----- Provided data

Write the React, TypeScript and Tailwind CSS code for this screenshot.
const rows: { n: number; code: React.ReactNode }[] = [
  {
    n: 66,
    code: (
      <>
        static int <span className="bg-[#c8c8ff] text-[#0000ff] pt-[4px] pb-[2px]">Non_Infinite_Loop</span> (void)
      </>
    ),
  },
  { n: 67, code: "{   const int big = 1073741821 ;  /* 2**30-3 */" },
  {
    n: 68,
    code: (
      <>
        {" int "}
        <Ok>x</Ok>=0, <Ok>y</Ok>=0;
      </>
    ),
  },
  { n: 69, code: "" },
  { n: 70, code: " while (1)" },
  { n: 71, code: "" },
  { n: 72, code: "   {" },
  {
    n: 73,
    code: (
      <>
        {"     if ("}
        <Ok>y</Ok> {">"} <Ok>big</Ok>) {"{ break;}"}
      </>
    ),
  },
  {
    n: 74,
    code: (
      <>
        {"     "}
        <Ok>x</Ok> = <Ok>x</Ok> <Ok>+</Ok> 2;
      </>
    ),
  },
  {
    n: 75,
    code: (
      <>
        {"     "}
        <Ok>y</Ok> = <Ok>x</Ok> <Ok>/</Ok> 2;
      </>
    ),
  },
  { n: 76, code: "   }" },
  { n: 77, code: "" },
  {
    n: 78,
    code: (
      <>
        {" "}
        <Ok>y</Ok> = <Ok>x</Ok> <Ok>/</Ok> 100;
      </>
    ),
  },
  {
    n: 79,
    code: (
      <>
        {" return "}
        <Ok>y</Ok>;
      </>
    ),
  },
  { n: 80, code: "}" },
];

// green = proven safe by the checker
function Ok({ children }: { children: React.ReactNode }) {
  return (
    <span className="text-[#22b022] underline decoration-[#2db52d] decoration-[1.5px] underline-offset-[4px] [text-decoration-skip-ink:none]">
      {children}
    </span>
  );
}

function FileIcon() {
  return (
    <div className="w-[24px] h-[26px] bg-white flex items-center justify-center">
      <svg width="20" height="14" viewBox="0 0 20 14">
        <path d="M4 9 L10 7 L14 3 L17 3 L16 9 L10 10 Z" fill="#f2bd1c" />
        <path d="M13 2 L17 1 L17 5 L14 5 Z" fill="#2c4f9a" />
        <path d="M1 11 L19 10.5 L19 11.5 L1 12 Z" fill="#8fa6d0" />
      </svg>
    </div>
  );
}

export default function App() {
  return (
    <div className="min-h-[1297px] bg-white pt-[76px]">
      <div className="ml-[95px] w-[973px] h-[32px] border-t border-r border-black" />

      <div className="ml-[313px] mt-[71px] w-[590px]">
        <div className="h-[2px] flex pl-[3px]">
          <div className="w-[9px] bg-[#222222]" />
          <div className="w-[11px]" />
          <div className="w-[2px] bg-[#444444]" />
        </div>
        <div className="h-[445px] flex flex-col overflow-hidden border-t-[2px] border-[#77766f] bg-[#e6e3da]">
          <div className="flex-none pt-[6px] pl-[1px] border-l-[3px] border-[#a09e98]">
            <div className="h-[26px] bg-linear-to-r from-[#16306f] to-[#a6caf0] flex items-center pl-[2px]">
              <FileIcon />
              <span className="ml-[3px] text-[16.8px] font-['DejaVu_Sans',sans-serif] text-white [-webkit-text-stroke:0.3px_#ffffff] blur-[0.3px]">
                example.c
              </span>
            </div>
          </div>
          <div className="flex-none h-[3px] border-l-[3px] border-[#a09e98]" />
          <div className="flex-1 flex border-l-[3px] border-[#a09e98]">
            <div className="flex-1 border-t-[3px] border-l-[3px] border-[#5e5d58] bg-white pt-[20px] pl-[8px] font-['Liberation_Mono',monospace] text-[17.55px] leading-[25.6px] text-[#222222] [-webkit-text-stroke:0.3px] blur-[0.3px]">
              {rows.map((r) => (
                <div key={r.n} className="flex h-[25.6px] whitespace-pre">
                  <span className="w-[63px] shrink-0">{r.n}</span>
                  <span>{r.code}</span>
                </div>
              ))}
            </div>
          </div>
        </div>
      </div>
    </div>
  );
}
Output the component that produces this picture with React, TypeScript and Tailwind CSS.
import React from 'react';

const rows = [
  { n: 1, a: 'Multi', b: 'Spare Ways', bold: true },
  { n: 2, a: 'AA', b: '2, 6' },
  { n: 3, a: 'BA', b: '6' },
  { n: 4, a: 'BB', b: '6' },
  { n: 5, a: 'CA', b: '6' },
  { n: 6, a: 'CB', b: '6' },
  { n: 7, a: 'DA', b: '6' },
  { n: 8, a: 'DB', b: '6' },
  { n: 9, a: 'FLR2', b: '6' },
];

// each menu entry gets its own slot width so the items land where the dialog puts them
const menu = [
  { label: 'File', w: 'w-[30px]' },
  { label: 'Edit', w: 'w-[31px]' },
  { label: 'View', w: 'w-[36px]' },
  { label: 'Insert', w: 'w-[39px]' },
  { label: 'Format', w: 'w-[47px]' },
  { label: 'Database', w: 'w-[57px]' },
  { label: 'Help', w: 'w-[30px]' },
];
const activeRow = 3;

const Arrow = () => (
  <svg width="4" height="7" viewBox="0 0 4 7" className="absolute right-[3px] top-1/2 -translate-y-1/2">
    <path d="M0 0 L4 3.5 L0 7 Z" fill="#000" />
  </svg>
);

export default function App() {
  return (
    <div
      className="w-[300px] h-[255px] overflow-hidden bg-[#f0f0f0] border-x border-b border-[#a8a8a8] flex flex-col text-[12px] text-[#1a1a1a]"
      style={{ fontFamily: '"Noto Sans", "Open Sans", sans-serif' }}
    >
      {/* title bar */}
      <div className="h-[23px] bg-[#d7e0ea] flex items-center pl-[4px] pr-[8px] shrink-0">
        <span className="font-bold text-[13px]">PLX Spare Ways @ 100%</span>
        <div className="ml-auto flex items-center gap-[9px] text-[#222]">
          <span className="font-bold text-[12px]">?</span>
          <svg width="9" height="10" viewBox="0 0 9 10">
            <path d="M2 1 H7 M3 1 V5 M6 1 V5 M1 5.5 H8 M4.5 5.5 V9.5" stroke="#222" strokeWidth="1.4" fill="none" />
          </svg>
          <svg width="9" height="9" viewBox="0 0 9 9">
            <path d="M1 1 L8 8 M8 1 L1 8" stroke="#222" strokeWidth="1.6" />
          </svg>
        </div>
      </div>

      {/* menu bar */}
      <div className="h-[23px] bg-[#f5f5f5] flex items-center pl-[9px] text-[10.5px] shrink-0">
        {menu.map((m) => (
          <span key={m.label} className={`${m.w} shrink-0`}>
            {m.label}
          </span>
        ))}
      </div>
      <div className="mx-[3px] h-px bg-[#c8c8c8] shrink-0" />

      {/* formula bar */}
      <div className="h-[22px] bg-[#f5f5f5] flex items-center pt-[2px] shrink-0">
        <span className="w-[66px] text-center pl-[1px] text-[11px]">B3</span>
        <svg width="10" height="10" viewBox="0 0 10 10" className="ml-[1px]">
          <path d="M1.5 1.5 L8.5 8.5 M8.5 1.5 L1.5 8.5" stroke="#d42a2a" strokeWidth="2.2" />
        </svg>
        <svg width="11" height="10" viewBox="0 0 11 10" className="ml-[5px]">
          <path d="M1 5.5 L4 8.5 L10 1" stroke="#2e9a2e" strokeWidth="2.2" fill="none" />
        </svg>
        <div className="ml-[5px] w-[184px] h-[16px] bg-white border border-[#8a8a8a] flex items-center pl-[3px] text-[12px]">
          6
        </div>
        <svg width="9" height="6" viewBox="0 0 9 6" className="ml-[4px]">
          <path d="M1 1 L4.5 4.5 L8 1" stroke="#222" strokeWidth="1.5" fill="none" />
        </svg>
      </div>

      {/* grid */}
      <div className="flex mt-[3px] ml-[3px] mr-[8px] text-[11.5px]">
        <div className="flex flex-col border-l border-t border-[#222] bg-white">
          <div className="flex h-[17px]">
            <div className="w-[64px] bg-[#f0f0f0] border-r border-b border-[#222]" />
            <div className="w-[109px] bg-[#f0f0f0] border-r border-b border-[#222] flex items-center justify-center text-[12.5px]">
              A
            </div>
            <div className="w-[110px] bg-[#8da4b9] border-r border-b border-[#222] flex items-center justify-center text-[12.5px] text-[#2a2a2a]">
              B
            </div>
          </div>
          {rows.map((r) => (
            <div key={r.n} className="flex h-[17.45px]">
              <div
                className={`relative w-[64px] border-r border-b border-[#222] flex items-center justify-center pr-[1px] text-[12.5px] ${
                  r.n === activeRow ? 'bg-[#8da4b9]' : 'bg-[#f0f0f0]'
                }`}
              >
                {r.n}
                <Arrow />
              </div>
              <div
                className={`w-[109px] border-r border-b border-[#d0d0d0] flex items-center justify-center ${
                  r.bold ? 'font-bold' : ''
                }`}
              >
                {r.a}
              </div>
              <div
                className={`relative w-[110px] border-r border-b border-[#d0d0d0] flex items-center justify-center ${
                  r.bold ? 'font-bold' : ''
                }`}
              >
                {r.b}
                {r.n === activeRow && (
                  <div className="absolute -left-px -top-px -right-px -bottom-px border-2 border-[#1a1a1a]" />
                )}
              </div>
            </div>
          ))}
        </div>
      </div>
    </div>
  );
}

----------

**Short task**.
Respond with the number of lines containing "React" and no additional words.

**Solution**.
5